• _Goal of the exercise_
Show every line containing "components" by copying it.
--- Begin Data segment ---
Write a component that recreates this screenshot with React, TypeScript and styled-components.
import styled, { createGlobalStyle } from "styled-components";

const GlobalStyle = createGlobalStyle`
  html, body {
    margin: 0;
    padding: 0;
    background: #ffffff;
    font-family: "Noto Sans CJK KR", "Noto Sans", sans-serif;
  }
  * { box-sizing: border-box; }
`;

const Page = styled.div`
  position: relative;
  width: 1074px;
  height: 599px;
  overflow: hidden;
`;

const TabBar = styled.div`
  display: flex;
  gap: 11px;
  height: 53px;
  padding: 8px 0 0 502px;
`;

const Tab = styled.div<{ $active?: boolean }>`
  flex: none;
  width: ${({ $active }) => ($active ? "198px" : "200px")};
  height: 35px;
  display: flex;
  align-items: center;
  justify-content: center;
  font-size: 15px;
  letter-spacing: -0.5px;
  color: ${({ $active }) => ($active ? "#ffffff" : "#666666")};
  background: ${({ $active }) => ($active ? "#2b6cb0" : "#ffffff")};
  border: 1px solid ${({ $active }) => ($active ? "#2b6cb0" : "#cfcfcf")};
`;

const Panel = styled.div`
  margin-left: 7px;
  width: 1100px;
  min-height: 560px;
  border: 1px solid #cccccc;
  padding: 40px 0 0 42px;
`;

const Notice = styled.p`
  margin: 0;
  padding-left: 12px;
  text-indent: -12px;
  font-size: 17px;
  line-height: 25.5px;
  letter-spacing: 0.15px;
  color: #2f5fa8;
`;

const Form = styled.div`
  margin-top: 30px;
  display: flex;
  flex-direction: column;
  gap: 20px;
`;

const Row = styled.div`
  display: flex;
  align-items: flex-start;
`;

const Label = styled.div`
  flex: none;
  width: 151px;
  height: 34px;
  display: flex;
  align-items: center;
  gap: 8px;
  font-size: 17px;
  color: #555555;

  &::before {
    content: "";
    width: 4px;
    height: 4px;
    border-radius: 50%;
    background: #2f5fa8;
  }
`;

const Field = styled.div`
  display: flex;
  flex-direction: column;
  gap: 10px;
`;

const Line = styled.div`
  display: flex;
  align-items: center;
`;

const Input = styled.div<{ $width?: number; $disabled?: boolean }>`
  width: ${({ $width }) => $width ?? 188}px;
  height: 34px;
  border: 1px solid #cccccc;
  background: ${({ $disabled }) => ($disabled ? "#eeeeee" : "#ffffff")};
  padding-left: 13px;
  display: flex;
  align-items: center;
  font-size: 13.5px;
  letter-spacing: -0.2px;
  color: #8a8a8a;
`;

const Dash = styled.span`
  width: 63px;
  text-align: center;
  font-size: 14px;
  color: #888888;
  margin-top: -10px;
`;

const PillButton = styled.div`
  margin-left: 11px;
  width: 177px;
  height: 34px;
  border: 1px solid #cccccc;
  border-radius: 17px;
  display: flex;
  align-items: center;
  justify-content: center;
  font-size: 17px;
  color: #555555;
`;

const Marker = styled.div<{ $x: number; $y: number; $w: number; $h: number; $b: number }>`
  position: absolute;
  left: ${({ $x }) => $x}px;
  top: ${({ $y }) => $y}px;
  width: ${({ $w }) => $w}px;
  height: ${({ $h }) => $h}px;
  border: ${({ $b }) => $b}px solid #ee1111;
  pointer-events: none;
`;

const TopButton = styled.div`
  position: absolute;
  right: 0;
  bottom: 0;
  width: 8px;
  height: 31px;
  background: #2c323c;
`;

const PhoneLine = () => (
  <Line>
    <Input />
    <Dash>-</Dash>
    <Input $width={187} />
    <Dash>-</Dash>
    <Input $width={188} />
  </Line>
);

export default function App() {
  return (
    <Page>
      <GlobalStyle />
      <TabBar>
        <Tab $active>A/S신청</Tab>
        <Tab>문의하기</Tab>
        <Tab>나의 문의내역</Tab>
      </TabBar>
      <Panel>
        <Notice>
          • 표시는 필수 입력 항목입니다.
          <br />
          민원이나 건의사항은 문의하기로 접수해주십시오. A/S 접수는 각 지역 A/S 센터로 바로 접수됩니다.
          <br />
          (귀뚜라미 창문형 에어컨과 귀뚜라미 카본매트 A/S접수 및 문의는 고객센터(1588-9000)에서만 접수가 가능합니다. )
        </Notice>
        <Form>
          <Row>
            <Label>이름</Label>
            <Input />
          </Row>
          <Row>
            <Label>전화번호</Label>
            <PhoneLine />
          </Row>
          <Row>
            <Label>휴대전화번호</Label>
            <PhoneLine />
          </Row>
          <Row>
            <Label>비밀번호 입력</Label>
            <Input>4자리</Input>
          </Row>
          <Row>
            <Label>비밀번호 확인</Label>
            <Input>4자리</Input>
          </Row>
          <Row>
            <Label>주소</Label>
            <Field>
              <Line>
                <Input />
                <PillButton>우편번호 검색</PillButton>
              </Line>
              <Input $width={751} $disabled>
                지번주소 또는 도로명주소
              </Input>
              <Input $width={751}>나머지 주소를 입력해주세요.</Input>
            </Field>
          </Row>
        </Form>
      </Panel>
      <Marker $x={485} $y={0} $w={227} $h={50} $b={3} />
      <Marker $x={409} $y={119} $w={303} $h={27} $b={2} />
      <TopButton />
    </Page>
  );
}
--- End Data segment ---
• _Solution to this problem_
Write a component that recreates this screenshot with React, TypeScript and styled-components.
import styled, { createGlobalStyle } from "styled-components";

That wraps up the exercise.